§ **SET EXERCISE**
Extract every line that contains the string "this".

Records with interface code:
####
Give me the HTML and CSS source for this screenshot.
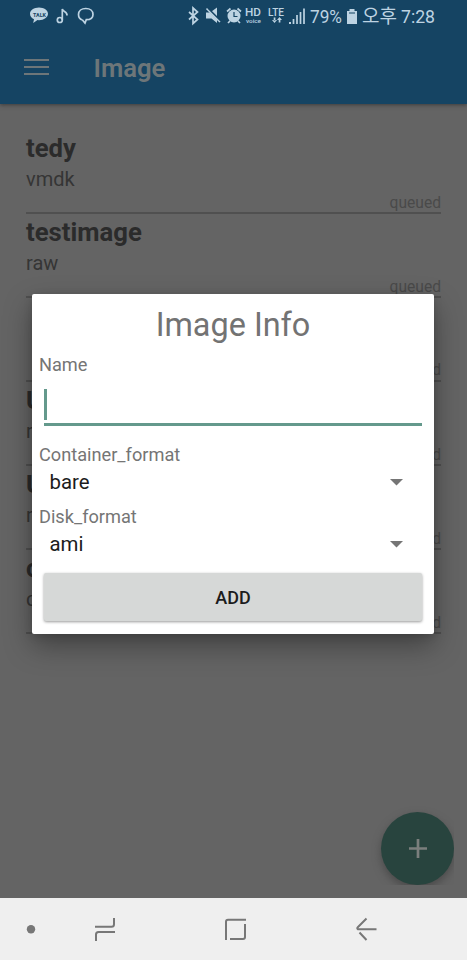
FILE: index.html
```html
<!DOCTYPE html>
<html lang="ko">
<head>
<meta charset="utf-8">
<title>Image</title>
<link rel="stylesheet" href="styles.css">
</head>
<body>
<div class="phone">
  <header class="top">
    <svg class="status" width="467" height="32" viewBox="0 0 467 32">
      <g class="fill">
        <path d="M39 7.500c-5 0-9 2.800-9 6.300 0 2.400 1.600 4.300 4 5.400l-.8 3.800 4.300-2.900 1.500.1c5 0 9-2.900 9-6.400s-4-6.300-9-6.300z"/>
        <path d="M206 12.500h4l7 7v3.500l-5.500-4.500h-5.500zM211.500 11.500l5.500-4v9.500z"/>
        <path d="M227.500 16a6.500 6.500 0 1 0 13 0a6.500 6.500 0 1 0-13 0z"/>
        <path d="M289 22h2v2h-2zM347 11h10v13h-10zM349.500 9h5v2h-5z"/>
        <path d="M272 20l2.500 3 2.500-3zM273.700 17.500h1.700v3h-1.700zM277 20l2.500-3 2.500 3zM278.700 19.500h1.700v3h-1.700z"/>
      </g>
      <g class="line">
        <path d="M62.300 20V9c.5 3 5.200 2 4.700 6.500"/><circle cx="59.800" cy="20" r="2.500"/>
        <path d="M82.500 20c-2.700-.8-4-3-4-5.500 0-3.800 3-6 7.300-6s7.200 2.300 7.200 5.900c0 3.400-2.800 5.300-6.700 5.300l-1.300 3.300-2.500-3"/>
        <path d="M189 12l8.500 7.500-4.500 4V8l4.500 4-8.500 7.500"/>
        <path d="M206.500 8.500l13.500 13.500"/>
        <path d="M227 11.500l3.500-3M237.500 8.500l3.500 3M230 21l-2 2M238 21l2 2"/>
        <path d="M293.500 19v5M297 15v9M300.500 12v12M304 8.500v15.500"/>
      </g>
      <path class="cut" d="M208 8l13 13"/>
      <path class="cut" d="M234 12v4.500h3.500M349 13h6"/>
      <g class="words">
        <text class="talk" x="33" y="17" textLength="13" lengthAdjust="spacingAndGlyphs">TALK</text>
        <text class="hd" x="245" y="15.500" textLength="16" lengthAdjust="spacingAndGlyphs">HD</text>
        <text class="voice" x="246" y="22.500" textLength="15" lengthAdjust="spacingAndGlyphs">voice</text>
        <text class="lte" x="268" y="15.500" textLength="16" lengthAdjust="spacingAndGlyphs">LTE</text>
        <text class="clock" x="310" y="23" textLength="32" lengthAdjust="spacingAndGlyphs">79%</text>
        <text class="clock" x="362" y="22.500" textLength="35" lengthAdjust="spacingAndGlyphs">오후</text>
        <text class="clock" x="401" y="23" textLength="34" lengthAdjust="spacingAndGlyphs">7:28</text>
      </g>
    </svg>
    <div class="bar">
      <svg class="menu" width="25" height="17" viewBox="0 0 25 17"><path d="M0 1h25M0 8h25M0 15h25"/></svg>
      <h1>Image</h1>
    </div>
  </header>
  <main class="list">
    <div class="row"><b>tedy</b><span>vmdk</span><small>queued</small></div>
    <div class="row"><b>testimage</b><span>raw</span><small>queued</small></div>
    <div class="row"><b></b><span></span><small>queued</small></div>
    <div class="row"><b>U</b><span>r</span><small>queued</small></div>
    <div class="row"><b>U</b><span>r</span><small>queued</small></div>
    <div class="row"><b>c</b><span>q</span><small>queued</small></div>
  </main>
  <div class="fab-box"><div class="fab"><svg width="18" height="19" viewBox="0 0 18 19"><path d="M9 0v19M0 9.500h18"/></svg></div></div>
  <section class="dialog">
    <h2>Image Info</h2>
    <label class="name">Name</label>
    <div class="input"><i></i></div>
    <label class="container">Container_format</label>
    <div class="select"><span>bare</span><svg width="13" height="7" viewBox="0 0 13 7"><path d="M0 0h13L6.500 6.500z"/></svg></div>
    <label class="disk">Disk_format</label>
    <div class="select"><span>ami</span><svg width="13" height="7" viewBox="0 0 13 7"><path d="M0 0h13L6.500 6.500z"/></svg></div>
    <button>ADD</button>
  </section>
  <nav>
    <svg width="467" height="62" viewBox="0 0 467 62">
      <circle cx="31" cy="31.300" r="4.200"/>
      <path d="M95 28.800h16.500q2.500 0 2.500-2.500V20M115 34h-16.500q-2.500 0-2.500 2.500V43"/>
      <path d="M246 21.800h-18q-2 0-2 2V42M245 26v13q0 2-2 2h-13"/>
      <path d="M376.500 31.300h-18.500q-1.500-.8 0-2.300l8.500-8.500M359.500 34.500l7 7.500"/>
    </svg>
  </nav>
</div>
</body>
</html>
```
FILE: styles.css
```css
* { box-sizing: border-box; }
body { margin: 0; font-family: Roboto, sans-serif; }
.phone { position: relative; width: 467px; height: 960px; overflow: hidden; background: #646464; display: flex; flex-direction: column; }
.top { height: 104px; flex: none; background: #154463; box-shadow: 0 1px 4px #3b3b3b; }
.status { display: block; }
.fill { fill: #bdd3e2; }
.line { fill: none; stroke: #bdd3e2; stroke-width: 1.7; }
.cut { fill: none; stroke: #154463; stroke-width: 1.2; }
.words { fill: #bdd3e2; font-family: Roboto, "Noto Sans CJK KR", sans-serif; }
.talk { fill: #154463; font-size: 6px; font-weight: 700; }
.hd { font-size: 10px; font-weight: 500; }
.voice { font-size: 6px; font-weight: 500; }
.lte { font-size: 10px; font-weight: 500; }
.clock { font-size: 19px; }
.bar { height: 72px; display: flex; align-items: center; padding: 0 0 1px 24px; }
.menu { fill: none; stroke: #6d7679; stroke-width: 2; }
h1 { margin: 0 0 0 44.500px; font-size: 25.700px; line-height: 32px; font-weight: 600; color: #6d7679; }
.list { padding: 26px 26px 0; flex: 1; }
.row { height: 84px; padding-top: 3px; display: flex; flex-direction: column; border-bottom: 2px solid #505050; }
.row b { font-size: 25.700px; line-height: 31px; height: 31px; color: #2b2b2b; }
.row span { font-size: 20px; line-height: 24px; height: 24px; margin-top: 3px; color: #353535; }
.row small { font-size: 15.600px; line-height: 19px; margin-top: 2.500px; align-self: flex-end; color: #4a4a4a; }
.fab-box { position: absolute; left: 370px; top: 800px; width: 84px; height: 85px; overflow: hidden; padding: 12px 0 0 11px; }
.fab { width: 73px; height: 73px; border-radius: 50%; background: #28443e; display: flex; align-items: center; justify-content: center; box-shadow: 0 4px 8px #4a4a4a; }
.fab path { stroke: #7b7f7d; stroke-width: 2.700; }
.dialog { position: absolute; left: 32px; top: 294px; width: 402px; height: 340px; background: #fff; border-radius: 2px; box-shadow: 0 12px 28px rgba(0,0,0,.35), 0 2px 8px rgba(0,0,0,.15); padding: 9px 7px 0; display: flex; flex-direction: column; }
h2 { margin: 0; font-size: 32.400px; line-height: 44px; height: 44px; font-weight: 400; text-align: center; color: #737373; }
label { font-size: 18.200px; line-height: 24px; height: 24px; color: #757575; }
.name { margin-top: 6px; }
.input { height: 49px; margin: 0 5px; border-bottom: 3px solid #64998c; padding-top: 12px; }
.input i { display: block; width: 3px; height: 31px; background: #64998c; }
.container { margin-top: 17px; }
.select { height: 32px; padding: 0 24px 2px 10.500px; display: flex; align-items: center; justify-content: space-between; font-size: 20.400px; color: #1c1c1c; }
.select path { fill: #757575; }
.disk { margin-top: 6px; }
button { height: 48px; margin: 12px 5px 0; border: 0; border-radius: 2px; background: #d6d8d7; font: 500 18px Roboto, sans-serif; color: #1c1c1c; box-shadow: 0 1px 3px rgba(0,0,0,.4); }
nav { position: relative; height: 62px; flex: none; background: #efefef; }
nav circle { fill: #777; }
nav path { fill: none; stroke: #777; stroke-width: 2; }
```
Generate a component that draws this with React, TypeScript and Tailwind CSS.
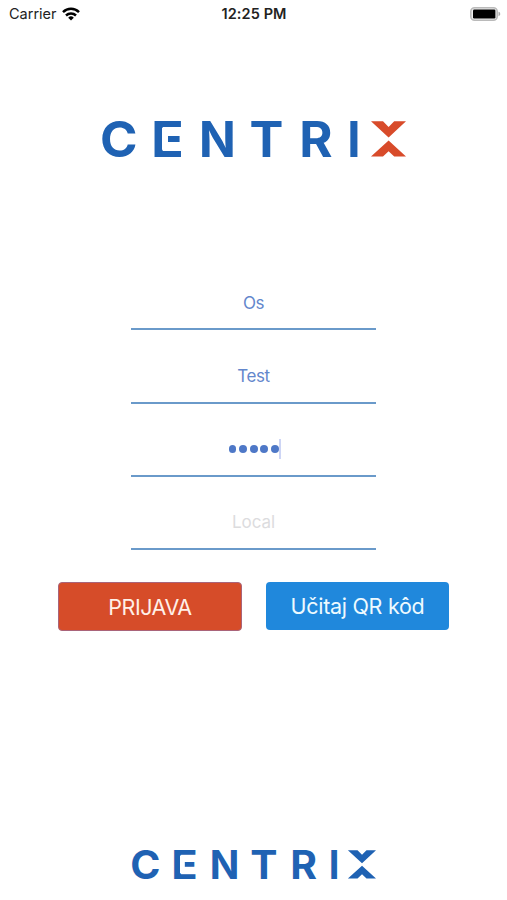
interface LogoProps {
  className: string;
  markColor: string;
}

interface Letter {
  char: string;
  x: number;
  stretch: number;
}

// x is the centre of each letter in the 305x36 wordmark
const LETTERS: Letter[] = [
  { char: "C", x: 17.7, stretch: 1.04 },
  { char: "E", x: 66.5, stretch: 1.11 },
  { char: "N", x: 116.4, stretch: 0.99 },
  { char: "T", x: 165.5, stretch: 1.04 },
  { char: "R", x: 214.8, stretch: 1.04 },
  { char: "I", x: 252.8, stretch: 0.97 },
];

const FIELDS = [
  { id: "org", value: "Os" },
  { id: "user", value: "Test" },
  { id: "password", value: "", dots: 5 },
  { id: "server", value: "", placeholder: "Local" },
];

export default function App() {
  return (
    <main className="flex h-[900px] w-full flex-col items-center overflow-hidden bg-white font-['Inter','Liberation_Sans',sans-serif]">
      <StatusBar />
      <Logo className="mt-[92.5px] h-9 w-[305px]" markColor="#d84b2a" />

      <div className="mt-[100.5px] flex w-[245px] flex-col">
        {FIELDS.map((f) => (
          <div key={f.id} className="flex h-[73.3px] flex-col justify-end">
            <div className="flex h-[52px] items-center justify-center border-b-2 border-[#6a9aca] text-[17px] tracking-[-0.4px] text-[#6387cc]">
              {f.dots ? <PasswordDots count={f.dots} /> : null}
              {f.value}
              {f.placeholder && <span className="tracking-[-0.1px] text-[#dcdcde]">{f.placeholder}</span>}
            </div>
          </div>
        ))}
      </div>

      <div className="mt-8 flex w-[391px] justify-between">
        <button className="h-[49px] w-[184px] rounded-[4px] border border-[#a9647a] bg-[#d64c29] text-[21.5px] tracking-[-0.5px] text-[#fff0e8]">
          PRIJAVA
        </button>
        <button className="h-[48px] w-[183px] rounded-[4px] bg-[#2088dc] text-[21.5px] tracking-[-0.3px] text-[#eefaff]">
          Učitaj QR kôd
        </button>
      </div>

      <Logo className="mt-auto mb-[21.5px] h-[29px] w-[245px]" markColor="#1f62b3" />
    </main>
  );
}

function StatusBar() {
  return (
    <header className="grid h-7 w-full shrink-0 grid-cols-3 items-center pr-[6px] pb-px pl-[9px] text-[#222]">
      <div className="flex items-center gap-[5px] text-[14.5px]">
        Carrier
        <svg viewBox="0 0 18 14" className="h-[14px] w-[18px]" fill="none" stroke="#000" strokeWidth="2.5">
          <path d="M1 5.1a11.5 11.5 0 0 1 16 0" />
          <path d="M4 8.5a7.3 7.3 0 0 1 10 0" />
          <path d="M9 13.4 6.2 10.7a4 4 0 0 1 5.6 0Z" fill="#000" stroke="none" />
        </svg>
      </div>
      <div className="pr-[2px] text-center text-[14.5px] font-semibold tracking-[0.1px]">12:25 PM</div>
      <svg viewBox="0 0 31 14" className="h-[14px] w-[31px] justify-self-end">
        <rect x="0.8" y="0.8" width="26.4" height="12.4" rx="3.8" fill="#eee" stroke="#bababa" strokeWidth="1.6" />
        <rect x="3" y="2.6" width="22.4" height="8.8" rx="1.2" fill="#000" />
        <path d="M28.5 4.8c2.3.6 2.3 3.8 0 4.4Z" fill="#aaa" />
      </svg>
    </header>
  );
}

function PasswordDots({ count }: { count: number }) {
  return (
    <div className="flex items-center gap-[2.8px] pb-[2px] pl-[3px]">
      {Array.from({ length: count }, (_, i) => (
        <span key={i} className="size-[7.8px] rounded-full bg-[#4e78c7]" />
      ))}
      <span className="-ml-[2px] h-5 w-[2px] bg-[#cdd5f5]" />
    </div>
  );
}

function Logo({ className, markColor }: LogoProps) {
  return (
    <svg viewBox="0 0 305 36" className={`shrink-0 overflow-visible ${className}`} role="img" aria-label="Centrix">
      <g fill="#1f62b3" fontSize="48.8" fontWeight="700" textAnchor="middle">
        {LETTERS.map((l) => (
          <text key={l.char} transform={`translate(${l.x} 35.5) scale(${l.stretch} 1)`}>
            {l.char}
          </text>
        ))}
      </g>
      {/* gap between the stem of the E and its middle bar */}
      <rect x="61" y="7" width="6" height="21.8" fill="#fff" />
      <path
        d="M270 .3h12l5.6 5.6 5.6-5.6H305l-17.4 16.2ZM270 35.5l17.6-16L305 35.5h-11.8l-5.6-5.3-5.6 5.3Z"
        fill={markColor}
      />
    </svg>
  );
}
####
§ **THE OUTPUT**
Give me the HTML and CSS source for this screenshot.
Generate a component that draws this with React, TypeScript and Tailwind CSS.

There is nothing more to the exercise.